Go through the data below and gather each line containing "components".
* start *
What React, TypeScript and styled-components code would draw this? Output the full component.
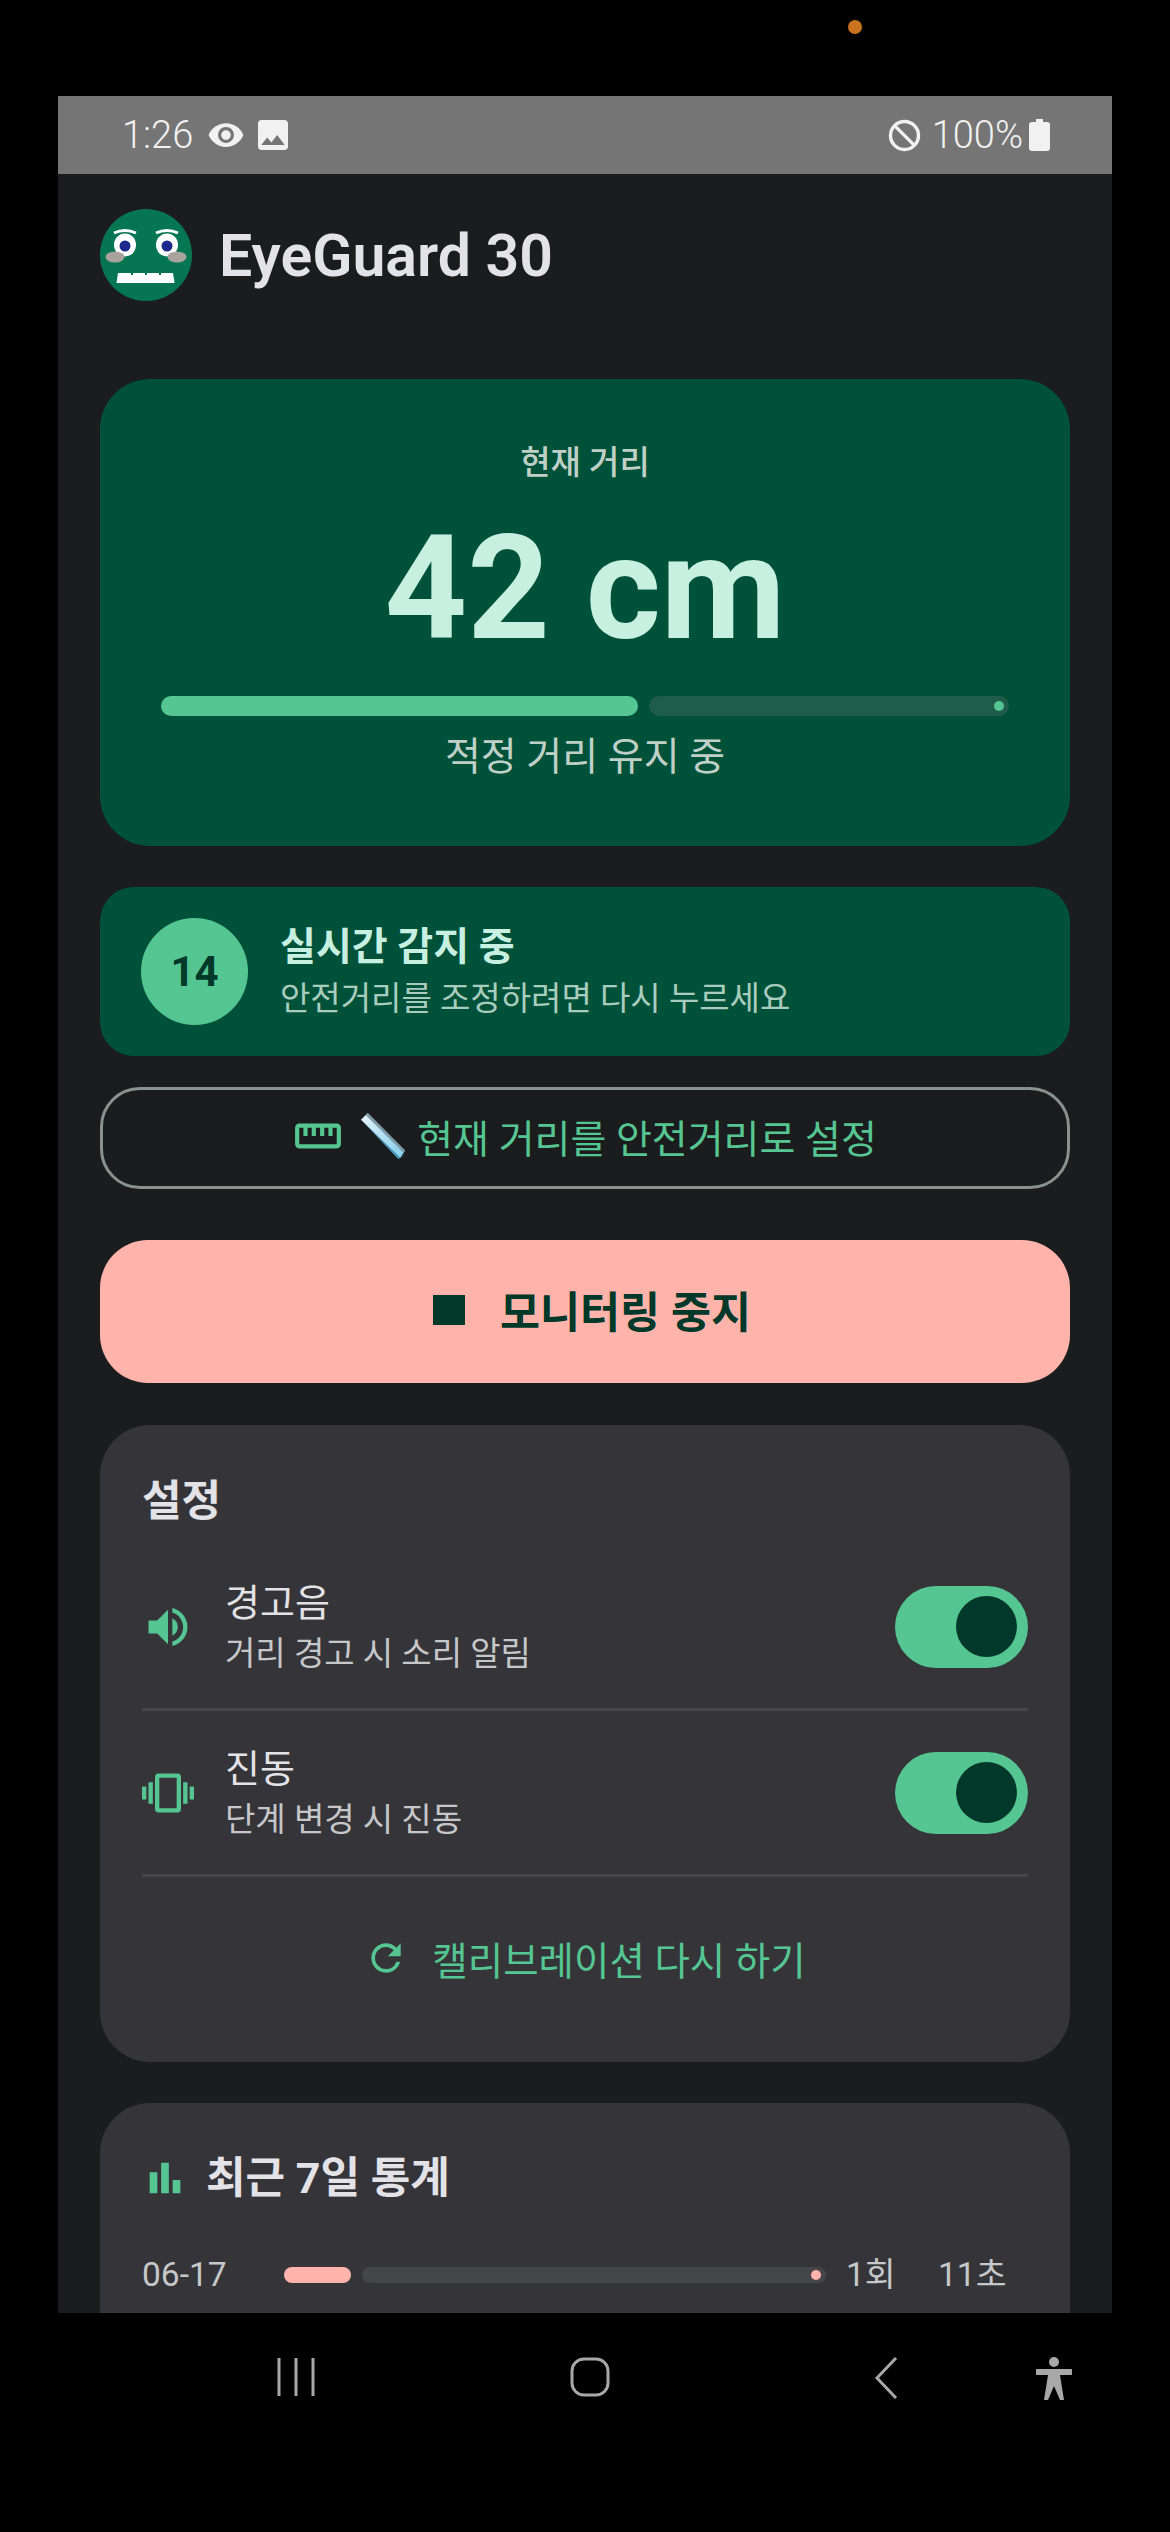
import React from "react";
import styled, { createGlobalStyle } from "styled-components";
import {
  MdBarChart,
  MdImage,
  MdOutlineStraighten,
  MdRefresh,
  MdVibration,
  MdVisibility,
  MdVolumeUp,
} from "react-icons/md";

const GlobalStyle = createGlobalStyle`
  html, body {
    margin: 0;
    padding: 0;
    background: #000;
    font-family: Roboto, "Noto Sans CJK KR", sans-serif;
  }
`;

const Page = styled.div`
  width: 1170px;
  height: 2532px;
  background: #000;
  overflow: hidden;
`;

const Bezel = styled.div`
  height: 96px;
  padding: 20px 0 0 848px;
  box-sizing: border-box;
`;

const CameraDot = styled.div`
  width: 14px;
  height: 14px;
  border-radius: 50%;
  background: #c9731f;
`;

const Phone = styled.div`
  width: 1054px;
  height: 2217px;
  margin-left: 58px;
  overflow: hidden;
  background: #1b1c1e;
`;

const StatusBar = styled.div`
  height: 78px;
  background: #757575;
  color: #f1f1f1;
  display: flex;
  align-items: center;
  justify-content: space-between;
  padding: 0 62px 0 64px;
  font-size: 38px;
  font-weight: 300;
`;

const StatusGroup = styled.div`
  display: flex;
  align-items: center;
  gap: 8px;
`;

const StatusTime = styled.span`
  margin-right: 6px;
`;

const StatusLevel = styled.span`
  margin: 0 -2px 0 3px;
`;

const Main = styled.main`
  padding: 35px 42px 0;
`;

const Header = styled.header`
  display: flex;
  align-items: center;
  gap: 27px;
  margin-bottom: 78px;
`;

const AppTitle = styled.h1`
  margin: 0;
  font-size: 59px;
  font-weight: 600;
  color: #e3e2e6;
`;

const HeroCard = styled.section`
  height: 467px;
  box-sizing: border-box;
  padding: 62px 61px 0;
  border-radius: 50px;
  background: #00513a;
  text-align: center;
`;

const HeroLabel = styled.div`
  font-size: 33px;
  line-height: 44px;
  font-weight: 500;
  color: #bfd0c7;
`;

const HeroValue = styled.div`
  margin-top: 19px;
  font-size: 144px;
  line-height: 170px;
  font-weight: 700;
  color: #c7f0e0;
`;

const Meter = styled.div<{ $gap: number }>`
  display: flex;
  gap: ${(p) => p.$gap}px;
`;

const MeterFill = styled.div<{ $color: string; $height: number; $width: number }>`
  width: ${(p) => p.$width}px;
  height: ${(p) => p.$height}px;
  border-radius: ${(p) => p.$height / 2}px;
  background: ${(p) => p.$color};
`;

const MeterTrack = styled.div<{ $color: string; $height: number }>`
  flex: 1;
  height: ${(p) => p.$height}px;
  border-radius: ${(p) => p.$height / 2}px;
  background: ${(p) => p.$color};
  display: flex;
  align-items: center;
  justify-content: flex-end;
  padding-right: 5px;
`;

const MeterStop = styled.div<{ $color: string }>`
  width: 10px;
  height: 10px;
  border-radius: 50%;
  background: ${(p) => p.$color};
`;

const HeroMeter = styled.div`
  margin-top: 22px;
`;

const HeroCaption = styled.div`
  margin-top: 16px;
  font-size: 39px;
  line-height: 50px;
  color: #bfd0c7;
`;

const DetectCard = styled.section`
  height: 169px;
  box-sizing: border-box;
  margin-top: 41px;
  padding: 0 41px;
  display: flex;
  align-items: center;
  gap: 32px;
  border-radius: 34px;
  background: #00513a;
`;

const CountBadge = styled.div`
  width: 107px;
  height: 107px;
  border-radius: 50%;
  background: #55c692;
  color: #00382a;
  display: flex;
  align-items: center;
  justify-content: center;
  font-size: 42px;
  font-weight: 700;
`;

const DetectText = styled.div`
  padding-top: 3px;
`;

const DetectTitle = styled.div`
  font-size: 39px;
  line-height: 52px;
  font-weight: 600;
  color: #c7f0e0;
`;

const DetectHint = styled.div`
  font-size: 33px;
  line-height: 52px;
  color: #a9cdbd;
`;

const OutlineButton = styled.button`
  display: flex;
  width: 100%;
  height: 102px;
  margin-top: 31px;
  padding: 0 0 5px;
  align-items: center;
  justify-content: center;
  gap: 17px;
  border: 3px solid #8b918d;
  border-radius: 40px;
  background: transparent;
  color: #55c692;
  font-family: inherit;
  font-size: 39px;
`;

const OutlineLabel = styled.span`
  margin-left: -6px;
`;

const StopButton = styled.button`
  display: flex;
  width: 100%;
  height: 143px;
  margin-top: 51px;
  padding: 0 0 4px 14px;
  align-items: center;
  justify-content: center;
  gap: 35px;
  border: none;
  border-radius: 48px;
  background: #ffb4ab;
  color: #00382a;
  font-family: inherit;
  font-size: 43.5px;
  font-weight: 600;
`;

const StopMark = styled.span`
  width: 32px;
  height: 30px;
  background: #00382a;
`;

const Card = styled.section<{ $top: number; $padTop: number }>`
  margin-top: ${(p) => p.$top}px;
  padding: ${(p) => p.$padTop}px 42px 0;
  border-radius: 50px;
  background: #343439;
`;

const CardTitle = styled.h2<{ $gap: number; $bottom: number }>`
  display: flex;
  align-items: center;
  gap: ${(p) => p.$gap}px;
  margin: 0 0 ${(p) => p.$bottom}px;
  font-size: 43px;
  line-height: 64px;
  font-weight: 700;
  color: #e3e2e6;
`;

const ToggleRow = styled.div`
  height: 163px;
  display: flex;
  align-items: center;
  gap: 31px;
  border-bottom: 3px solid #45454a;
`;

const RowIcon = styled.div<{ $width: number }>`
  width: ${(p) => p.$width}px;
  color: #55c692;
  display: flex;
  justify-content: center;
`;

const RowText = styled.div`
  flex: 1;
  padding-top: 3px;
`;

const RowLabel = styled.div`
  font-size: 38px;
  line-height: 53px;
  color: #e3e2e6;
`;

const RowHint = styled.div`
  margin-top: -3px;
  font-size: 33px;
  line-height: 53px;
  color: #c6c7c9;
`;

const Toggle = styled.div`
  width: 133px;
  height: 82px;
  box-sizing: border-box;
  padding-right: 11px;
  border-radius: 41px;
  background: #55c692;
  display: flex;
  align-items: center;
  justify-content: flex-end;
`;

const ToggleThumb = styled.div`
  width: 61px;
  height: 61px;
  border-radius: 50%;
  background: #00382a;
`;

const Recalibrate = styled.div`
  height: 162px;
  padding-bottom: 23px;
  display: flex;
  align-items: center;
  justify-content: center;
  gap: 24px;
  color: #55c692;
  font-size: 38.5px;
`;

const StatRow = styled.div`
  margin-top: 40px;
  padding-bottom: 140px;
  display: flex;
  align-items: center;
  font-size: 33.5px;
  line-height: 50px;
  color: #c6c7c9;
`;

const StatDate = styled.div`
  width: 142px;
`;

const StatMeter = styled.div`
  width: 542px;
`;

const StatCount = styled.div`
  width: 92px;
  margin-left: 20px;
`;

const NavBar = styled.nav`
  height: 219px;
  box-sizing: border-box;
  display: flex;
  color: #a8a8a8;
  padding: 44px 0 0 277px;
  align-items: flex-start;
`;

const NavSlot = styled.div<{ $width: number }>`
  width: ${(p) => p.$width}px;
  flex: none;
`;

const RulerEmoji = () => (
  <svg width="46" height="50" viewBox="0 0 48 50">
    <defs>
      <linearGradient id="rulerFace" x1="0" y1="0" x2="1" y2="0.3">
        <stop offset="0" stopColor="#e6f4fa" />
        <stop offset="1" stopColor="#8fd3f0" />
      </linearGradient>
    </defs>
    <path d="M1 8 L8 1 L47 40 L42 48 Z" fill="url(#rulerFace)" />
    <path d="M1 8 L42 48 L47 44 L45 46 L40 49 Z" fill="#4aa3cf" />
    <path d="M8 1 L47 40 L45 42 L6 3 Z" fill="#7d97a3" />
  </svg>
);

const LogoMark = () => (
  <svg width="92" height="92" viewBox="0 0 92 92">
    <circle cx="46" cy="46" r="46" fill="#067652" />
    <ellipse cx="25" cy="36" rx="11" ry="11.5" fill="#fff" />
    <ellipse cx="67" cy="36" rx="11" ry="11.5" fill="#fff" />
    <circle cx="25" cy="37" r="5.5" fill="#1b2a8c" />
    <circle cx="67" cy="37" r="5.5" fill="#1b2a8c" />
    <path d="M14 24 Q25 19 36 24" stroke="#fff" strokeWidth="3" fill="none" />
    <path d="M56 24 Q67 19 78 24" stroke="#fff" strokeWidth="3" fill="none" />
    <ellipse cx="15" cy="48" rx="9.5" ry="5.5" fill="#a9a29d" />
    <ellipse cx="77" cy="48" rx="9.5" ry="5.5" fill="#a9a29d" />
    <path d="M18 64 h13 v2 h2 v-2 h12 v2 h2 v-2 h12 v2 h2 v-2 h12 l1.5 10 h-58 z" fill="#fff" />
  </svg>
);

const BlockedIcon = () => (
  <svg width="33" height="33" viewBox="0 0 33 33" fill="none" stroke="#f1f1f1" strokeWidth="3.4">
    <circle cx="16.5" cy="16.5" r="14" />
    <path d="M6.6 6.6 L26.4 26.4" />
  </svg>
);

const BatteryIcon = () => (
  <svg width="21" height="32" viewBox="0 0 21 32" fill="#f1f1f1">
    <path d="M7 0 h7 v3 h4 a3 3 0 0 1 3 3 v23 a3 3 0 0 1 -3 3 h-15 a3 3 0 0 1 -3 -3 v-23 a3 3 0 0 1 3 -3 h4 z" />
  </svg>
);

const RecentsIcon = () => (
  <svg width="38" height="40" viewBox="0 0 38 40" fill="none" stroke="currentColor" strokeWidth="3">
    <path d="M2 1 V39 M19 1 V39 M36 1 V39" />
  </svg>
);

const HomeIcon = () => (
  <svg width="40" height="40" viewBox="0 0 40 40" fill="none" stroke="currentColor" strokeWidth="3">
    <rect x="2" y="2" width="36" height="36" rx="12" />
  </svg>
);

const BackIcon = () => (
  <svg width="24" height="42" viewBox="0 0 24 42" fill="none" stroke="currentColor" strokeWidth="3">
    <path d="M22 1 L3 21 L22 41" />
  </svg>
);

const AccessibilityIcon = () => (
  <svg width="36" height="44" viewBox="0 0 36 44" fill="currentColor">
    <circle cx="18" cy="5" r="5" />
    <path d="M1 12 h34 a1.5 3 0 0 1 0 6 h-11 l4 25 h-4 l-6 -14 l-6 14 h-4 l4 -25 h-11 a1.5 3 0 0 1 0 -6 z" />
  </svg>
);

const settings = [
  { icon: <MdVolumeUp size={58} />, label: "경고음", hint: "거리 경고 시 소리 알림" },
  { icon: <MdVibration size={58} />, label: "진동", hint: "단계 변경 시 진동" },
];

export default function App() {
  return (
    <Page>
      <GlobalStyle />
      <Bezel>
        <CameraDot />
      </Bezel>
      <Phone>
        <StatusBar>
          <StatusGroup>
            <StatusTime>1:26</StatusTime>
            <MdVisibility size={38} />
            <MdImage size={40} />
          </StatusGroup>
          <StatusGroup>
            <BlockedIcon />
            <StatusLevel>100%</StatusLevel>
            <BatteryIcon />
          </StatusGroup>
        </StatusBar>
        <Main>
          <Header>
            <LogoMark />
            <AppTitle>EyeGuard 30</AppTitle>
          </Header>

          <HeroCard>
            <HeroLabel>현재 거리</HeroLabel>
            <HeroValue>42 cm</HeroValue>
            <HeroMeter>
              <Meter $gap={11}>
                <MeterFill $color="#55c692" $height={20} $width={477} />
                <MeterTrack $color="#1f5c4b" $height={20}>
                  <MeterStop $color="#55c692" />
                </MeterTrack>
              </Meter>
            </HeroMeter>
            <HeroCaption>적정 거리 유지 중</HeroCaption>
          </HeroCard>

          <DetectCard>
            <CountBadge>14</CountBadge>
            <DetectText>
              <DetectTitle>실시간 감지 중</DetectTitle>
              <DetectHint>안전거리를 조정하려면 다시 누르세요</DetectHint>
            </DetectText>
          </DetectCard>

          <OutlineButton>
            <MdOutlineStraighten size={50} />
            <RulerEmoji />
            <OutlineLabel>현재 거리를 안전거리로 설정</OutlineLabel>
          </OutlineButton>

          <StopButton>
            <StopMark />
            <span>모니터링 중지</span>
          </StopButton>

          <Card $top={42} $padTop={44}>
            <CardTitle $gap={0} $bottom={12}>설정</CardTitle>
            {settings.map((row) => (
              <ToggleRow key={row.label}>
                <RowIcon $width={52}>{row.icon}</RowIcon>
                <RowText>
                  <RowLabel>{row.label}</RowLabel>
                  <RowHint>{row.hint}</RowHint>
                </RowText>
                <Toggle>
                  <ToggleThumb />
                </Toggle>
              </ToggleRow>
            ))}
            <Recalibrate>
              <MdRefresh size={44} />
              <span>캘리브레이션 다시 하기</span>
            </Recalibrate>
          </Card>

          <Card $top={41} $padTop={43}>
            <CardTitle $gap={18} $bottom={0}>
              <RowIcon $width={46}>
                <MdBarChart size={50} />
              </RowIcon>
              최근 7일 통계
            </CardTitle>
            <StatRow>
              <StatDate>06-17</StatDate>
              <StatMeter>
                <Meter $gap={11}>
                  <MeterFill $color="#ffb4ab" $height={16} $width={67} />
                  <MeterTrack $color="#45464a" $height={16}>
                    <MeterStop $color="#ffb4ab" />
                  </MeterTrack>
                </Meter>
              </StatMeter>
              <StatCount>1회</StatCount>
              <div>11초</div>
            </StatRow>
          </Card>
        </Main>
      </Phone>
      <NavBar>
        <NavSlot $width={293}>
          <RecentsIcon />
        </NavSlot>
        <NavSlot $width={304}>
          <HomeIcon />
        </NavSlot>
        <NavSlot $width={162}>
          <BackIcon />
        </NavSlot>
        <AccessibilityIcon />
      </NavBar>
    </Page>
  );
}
* end *
● Output
What React, TypeScript and styled-components code would draw this? Output the full component.
import styled, { createGlobalStyle } from "styled-components";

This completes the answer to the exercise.